Alljährlich taucht im Zusammenhang mit der Lesung vom Auszug aus Ägypten in der Osternacht die Frage auf: Wie kann Gott nur so grausam sein? (Ex 14,15 – 15,1) Aus der Serie: Das Alte Testament – Die Bibel Jesu, Teil 4 von 5, Das Buch Exodus.
Ausgabe: 2015/5, Exodus, Bibelkurs
27.01.2015 - Hans Hauer
Nicht nur Personen, die ihren Kirchenbesuch auf Weihnachten und Ostern reduziert haben, stellen diese Fragen: Warum lässt Gott die Ägypter umkommen? Ist der Gott des Alten Testaments nicht ein furchtbarer Gott? In der Osternacht könnten wir doch gleich zum frohen Ereignis der Auferweckung Jesu kommen! Dieser fromme Wunsch entpuppt sich als ein Kurzschluss und leugnet, dass auch im Neuen Testament ein zu Tode geschundener und am Pfahl aufgehängter Sohn dem „christlichen“ Heilswillen eines Vatergottes entspricht.
Bibel ganz realistisch
Die Bibel ist nun einmal kein Märchenbuch, sondern stellt den Menschen in die Realität der weltlichen Gegebenheiten und in die Transzendenz einer über irdische Erfahrungen hinausgehenden Wirklichkeit. Um das genauer zu begreifen, sind nicht nur die Lesungen der Osternacht hilfreich. Ein genauerer Blick in das Buch Exodus ist notwendig.
Tod und Leben
Das Volk Gottes soll zum Segen werden und erfährt diesen Segen in der Fremde, in Ägypten. Gleichzeitig wird das Volk aber als Bedrohung erlebt, sodass der Pharao die Unterdrückung anordnet. Da seine Repressionen nicht fruchten, geht er zu einem schrecklichen Genozid über: Er plant, alle männlichen Nachkommen bei der Geburt töten zu lassen. Wie ein „Gegen-Gott“ entscheidet der Pharao über Leben und Tod. Aber der Gott Israels segnet sein Volk und schenkt ihm Weisheit, damit das todbringende Vorhaben keinen Erfolg hat. Der Gott des Alten Testaments sieht das Leid und hört den Hilfeschrei. Dieser Gott steht auf der Seite der Unterdrückten und Notleidenden. Die einzelnen Plagen sollen die Unterdrücker zur Umkehr bewegen. Doch dies geschieht nicht. In der letzten Plage wird nicht die volle Revanche am Pharao vollzogen, denn nicht alle Knaben sollen sterben, sondern nur die Erstgeborenen.
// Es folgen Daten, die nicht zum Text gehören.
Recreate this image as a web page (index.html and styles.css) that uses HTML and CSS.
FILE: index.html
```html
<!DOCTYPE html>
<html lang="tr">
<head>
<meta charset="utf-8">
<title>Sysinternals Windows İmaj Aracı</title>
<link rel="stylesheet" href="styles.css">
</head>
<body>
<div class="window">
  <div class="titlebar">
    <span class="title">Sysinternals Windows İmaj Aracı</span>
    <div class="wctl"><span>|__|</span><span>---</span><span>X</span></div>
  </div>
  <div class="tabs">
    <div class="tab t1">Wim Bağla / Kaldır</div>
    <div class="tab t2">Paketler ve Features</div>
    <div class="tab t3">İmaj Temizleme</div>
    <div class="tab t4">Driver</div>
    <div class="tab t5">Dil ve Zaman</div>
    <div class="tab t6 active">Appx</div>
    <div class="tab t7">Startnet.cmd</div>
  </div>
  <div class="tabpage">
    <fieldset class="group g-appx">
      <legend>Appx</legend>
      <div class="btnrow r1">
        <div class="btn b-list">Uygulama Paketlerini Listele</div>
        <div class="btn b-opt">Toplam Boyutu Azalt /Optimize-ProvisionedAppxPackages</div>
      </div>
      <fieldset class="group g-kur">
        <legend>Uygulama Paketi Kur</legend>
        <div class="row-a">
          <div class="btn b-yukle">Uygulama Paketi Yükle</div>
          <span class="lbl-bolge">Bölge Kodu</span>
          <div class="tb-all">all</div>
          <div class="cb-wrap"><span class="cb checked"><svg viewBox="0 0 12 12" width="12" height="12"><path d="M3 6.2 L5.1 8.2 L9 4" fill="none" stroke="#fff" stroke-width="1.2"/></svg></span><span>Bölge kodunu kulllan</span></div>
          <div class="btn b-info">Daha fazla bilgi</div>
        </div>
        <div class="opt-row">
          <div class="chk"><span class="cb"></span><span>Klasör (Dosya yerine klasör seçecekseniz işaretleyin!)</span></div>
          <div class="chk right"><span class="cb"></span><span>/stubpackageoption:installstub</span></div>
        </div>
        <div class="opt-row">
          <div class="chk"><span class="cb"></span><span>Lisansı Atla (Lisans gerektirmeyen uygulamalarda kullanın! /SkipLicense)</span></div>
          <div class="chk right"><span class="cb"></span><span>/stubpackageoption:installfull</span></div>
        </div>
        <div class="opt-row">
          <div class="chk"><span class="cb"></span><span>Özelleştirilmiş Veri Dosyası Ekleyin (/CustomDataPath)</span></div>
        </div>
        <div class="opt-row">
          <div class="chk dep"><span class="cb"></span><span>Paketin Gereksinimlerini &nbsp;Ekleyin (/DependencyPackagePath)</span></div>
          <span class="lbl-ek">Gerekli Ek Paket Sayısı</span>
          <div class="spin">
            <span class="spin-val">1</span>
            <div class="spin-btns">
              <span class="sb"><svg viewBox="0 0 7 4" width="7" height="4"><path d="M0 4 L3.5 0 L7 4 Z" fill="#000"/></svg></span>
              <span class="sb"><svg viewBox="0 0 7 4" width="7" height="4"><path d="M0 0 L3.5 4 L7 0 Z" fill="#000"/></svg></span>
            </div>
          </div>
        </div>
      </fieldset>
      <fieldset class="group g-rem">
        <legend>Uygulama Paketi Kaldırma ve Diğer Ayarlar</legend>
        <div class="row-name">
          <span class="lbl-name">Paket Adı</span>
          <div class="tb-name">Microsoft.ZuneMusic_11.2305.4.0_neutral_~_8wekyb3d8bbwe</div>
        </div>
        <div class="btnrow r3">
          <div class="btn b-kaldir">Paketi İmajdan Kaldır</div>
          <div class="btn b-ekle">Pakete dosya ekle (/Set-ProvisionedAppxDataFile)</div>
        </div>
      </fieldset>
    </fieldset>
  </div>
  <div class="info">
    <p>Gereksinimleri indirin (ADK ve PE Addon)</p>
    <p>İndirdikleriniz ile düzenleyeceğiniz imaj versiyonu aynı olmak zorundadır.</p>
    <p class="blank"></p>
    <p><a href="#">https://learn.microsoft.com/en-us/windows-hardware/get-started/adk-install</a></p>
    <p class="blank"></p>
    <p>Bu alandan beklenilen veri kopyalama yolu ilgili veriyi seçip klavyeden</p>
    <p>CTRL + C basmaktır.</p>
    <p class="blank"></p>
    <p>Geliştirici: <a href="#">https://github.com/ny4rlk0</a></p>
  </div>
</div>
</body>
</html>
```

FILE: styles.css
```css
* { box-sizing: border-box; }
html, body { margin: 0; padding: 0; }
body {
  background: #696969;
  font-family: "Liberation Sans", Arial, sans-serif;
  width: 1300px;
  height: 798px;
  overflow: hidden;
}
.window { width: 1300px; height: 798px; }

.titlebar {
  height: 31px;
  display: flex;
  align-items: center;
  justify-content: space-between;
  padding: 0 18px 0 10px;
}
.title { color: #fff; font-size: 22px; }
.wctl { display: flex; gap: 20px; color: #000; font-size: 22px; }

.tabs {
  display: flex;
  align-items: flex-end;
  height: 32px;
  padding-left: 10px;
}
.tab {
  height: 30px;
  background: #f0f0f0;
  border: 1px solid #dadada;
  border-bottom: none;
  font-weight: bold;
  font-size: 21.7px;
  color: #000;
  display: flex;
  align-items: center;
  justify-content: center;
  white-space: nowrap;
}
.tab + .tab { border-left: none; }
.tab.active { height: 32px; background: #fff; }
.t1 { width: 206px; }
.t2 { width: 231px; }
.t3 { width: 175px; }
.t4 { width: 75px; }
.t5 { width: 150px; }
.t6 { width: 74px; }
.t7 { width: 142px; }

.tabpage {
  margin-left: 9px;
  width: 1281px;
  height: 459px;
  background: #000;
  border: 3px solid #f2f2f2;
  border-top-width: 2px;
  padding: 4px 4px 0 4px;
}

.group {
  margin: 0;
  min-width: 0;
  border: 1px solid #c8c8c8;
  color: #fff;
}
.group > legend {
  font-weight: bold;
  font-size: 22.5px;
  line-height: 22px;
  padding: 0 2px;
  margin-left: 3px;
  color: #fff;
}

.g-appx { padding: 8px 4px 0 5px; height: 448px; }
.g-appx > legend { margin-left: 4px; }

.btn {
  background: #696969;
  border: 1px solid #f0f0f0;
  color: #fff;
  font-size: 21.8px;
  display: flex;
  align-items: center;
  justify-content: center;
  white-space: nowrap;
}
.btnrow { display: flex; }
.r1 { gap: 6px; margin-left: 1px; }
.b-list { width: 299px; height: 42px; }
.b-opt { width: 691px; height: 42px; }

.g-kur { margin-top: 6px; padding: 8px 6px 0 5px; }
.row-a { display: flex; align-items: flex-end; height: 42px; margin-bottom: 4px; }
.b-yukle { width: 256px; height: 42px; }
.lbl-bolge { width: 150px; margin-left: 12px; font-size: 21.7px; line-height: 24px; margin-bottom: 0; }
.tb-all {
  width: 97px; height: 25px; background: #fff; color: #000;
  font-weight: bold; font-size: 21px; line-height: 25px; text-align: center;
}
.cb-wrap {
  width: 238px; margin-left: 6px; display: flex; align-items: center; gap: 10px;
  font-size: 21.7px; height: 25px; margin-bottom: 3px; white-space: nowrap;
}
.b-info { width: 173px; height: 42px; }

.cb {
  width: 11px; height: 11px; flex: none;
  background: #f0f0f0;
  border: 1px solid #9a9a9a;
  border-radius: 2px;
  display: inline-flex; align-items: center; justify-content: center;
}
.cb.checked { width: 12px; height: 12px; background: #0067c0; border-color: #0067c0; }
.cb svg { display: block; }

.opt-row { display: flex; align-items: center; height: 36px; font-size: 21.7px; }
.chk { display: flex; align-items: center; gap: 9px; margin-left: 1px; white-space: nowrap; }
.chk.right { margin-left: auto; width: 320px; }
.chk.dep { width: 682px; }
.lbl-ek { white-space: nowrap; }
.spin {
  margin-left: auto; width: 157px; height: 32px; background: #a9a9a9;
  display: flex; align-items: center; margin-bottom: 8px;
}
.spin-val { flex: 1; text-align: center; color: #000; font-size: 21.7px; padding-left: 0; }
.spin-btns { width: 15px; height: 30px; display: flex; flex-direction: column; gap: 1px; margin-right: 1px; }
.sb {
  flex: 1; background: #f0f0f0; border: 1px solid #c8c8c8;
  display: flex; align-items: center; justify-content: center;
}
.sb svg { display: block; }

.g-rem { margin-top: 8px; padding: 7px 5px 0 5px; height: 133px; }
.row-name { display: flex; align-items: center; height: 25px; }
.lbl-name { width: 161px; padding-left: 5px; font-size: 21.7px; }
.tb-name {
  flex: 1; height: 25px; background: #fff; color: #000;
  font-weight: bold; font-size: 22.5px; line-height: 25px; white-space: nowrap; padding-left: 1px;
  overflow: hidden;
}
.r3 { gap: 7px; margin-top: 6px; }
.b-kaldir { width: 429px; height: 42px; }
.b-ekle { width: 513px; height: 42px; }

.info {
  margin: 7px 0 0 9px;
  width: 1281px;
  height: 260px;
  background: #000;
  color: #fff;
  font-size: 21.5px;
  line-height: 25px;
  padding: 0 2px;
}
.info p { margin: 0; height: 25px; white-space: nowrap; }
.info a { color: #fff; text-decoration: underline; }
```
Auch wenn es zu keiner Einsicht und Veränderung beim Pharao kommt, kann das Volk aufgrund von Gottes Wirken den Weg in die Freiheit antreten. Aber noch einmal kommt es zur Bedrohung des Lebens durch das Schilfmeer und durch das nachstellende Heer. In einer theatralischen Schilderung werden der Durchzug durch das Meer und die Vernichtung der lebenszerstörenden Macht geschildert (Lesung der Osternacht). Aufgrund des Eingreifens Gottes kann das hochgerüstete Militär den unbewaffneten Flüchtlingen nichts anhaben – im Gegenteil: Jene, die zum Schwert greifen, kommen um. (Der Volksmund drückt es so aus: „Wer andern eine Grube gräbt, fällt selbst hinein.“ – vgl. Sir 27,26.)
Aus der Perspektive der Unterdrückten
Der Lesungstext (Ex 14,15 – 15,1) ist also eingebettet in die Sympathie Gottes für die Unterdrückten. Diese Perspektive kommt aus einer von vielen Generationen gemachten Erfahrung der Rettung, auf die immer wieder zurückgeschaut wird, um in Notsituationen nicht aufzugeben. Wer sich aber in diesem Text auf die Seite der Unterdrücker stellt, wird weiterhin seine Probleme mit dem Abschnitt in der Osternacht haben und sich außerdem unausweichlich fragen müssen, ob er/sie nicht zur Sichtweise Gottes und zur Solidarität mit den Unterdrückten und Schwachen wechseln will bzw. soll, um dem Willen Gottes zu entsprechen. Leider wollen viele Gott das Negative zuschreiben, um selbst keine Verantwortung übernehmen zu müssen. Dabei wird übersehen, dass viel Schreckliches (Vernichtung anderer, Produktion von Waffen, seelische Verletzungen usw.) durch uns Menschen geschieht. Der biblische Gott aber will die Überwindung aller lebensbedrohenden Mächte und rettet auch aus dem Tod.